** begin Source data **

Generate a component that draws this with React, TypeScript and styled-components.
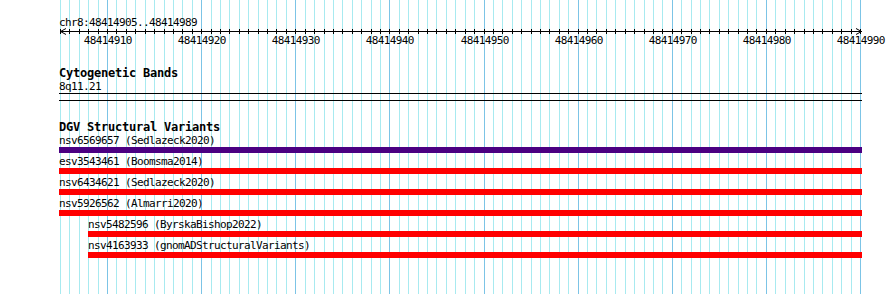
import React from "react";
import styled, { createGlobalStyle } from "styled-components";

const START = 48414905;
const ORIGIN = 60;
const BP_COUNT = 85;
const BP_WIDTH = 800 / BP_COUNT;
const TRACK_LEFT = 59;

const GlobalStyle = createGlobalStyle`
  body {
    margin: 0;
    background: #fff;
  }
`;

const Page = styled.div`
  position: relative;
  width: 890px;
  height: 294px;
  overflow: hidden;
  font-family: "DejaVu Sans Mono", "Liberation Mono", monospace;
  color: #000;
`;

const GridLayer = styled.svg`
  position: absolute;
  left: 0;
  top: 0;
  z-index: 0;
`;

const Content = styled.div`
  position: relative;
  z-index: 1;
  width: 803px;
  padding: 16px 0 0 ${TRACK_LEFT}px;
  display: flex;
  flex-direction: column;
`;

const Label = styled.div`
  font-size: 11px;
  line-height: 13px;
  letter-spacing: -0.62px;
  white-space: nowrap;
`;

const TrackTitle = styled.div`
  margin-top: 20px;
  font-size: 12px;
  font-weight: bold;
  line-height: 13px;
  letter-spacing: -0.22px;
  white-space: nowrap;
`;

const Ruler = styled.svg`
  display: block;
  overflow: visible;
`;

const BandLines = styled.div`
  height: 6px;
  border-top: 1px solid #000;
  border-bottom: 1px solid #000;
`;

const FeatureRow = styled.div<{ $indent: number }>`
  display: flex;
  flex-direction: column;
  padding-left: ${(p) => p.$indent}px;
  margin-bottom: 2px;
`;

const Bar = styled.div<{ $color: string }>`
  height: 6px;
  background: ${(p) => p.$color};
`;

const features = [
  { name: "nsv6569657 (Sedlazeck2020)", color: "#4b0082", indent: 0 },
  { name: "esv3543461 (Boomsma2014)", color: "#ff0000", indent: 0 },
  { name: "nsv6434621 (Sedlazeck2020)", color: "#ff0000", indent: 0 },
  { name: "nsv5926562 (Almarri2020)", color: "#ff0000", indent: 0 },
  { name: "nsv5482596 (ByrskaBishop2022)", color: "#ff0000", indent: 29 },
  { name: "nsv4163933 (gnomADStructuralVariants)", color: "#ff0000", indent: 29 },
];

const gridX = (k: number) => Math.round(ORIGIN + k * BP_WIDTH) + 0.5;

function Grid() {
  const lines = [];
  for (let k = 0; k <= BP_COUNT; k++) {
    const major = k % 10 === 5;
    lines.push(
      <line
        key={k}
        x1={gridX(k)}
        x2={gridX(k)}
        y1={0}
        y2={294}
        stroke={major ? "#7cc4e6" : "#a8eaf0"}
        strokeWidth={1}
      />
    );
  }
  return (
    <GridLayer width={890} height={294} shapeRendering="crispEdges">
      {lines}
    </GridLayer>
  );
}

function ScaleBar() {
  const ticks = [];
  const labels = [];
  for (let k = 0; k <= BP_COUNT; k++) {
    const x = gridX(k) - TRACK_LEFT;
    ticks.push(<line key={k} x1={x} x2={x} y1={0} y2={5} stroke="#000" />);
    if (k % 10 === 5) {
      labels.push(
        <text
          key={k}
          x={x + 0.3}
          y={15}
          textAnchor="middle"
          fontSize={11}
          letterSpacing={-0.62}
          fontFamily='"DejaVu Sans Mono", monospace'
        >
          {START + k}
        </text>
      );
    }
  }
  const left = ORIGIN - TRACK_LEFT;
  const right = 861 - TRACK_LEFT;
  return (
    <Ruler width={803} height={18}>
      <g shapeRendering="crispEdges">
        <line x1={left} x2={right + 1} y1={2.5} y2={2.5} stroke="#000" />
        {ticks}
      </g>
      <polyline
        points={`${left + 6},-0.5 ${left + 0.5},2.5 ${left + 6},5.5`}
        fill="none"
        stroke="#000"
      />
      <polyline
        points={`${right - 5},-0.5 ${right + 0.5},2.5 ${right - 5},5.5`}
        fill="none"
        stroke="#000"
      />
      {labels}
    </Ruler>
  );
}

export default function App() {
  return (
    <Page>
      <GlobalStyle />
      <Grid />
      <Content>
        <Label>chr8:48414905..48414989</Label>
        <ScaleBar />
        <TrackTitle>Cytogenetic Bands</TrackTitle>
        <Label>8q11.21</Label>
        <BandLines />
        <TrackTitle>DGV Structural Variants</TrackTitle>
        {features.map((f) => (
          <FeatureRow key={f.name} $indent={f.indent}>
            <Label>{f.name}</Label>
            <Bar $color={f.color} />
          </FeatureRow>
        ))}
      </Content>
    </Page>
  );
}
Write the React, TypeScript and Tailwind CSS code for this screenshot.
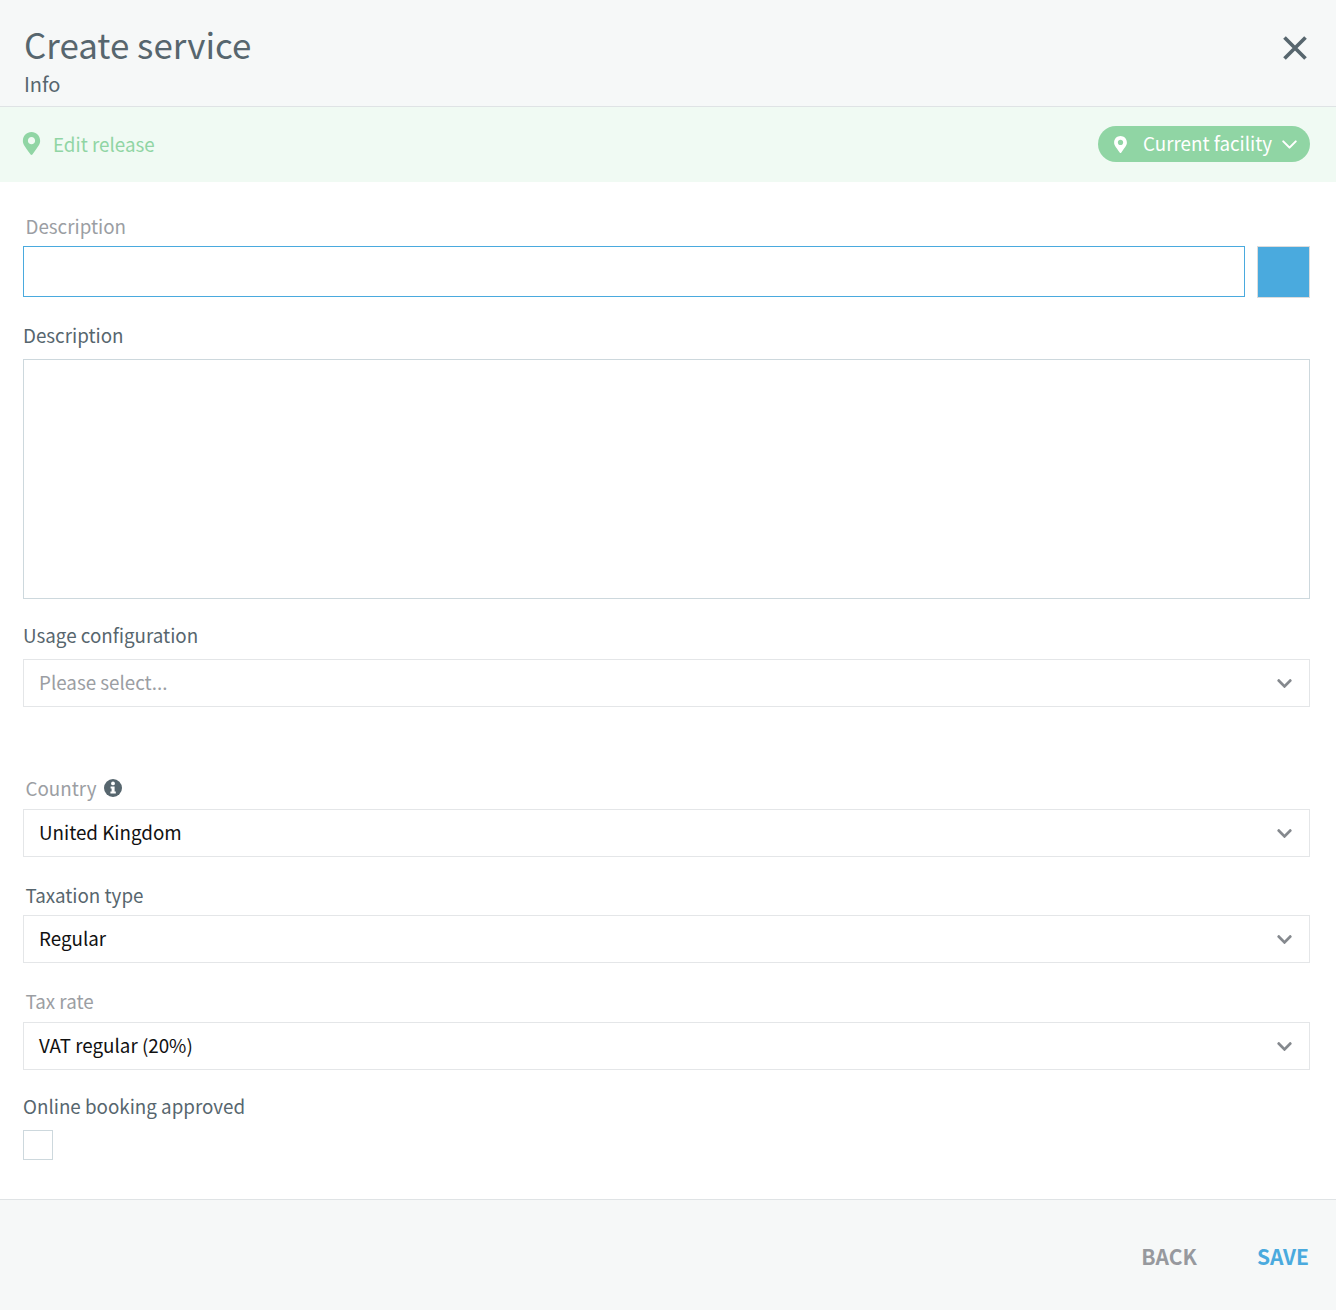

** end Source data **

Aim -> Would you return the data exactly as written, without the pictures?

Result of the task ->
Generate a component that draws this with React, TypeScript and styled-components.
import React from "react";
import styled, { createGlobalStyle } from "styled-components";

const START = 48414905;
const ORIGIN = 60;
const BP_COUNT = 85;
const BP_WIDTH = 800 / BP_COUNT;
const TRACK_LEFT = 59;

const GlobalStyle = createGlobalStyle`
  body {
    margin: 0;
    background: #fff;
  }
`;

const Page = styled.div`
  position: relative;
  width: 890px;
  height: 294px;
  overflow: hidden;
  font-family: "DejaVu Sans Mono", "Liberation Mono", monospace;
  color: #000;
`;

const GridLayer = styled.svg`
  position: absolute;
  left: 0;
  top: 0;
  z-index: 0;
`;

const Content = styled.div`
  position: relative;
  z-index: 1;
  width: 803px;
  padding: 16px 0 0 ${TRACK_LEFT}px;
  display: flex;
  flex-direction: column;
`;

const Label = styled.div`
  font-size: 11px;
  line-height: 13px;
  letter-spacing: -0.62px;
  white-space: nowrap;
`;

const TrackTitle = styled.div`
  margin-top: 20px;
  font-size: 12px;
  font-weight: bold;
  line-height: 13px;
  letter-spacing: -0.22px;
  white-space: nowrap;
`;

const Ruler = styled.svg`
  display: block;
  overflow: visible;
`;

const BandLines = styled.div`
  height: 6px;
  border-top: 1px solid #000;
  border-bottom: 1px solid #000;
`;

const FeatureRow = styled.div<{ $indent: number }>`
  display: flex;
  flex-direction: column;
  padding-left: ${(p) => p.$indent}px;
  margin-bottom: 2px;
`;

const Bar = styled.div<{ $color: string }>`
  height: 6px;
  background: ${(p) => p.$color};
`;

const features = [
  { name: "nsv6569657 (Sedlazeck2020)", color: "#4b0082", indent: 0 },
  { name: "esv3543461 (Boomsma2014)", color: "#ff0000", indent: 0 },
  { name: "nsv6434621 (Sedlazeck2020)", color: "#ff0000", indent: 0 },
  { name: "nsv5926562 (Almarri2020)", color: "#ff0000", indent: 0 },
  { name: "nsv5482596 (ByrskaBishop2022)", color: "#ff0000", indent: 29 },
  { name: "nsv4163933 (gnomADStructuralVariants)", color: "#ff0000", indent: 29 },
];

const gridX = (k: number) => Math.round(ORIGIN + k * BP_WIDTH) + 0.5;

function Grid() {
  const lines = [];
  for (let k = 0; k <= BP_COUNT; k++) {
    const major = k % 10 === 5;
    lines.push(
      <line
        key={k}
        x1={gridX(k)}
        x2={gridX(k)}
        y1={0}
        y2={294}
        stroke={major ? "#7cc4e6" : "#a8eaf0"}
        strokeWidth={1}
      />
    );
  }
  return (
    <GridLayer width={890} height={294} shapeRendering="crispEdges">
      {lines}
    </GridLayer>
  );
}

function ScaleBar() {
  const ticks = [];
  const labels = [];
  for (let k = 0; k <= BP_COUNT; k++) {
    const x = gridX(k) - TRACK_LEFT;
    ticks.push(<line key={k} x1={x} x2={x} y1={0} y2={5} stroke="#000" />);
    if (k % 10 === 5) {
      labels.push(
        <text
          key={k}
          x={x + 0.3}
          y={15}
          textAnchor="middle"
          fontSize={11}
          letterSpacing={-0.62}
          fontFamily='"DejaVu Sans Mono", monospace'
        >
          {START + k}
        </text>
      );
    }
  }
  const left = ORIGIN - TRACK_LEFT;
  const right = 861 - TRACK_LEFT;
  return (
    <Ruler width={803} height={18}>
      <g shapeRendering="crispEdges">
        <line x1={left} x2={right + 1} y1={2.5} y2={2.5} stroke="#000" />
        {ticks}
      </g>
      <polyline
        points={`${left + 6},-0.5 ${left + 0.5},2.5 ${left + 6},5.5`}
        fill="none"
        stroke="#000"
      />
      <polyline
        points={`${right - 5},-0.5 ${right + 0.5},2.5 ${right - 5},5.5`}
        fill="none"
        stroke="#000"
      />
      {labels}
    </Ruler>
  );
}

export default function App() {
  return (
    <Page>
      <GlobalStyle />
      <Grid />
      <Content>
        <Label>chr8:48414905..48414989</Label>
        <ScaleBar />
        <TrackTitle>Cytogenetic Bands</TrackTitle>
        <Label>8q11.21</Label>
        <BandLines />
        <TrackTitle>DGV Structural Variants</TrackTitle>
        {features.map((f) => (
          <FeatureRow key={f.name} $indent={f.indent}>
            <Label>{f.name}</Label>
            <Bar $color={f.color} />
          </FeatureRow>
        ))}
      </Content>
    </Page>
  );
}
Write the React, TypeScript and Tailwind CSS code for this screenshot.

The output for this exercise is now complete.